Search the material below for the string "React" and list each line that holds it.

-------- RECORDED INFORMATION --------

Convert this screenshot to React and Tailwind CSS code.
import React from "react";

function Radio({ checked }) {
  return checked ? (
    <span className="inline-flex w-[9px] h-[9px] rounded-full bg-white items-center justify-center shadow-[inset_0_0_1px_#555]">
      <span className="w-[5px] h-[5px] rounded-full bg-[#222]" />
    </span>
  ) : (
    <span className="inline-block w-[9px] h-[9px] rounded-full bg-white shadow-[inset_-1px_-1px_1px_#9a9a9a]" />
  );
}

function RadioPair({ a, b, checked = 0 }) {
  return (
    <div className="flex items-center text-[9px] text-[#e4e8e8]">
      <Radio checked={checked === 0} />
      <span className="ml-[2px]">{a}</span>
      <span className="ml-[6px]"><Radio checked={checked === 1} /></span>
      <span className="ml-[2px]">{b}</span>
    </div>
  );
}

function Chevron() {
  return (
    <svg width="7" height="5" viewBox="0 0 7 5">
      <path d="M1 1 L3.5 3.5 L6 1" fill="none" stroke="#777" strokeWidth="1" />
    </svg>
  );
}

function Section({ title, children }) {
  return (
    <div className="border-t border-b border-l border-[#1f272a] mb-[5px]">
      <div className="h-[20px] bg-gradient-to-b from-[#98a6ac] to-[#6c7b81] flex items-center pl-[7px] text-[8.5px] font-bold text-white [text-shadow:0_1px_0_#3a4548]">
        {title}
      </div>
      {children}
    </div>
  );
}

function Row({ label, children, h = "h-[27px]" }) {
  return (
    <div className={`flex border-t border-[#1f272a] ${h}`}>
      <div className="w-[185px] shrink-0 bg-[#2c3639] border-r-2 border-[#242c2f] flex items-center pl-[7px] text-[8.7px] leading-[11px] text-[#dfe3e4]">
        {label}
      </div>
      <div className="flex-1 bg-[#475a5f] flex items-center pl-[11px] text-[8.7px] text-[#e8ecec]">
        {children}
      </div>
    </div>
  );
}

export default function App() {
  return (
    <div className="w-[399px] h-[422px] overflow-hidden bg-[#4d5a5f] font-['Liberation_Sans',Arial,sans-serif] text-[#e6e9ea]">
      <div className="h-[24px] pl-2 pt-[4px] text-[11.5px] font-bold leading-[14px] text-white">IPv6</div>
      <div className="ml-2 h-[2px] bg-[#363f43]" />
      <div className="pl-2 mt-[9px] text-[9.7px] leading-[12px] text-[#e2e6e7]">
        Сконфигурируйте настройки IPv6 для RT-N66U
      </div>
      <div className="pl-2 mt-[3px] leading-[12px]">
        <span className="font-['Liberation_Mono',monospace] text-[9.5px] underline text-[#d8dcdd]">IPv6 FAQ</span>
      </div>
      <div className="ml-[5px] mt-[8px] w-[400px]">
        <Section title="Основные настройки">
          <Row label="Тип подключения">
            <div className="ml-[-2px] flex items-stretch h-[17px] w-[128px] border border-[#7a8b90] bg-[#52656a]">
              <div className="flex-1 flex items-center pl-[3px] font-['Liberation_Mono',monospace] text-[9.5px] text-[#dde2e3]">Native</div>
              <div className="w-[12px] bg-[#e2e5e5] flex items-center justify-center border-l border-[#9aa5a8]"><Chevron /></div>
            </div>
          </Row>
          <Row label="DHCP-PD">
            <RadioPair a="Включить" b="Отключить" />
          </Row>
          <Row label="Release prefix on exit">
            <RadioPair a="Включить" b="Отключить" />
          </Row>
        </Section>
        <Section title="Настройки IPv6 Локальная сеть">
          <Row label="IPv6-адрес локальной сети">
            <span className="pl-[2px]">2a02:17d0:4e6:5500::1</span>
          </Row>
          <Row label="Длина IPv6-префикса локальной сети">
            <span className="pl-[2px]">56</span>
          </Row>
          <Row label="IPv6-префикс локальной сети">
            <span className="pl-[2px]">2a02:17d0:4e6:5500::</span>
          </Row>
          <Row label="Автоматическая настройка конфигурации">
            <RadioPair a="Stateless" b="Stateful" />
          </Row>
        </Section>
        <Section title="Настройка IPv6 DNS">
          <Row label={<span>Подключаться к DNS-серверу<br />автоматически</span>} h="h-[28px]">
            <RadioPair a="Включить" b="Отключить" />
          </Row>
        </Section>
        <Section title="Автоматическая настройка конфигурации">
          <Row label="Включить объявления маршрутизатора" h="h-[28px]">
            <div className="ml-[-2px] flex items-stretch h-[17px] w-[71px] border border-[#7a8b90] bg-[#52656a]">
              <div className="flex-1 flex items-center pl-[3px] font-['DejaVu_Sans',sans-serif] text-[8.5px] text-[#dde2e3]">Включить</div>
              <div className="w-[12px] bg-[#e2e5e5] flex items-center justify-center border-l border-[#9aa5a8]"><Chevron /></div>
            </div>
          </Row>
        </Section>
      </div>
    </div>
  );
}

--------

RESULT OF THE EXERCISE:
Convert this screenshot to React and Tailwind CSS code.
import React from "react";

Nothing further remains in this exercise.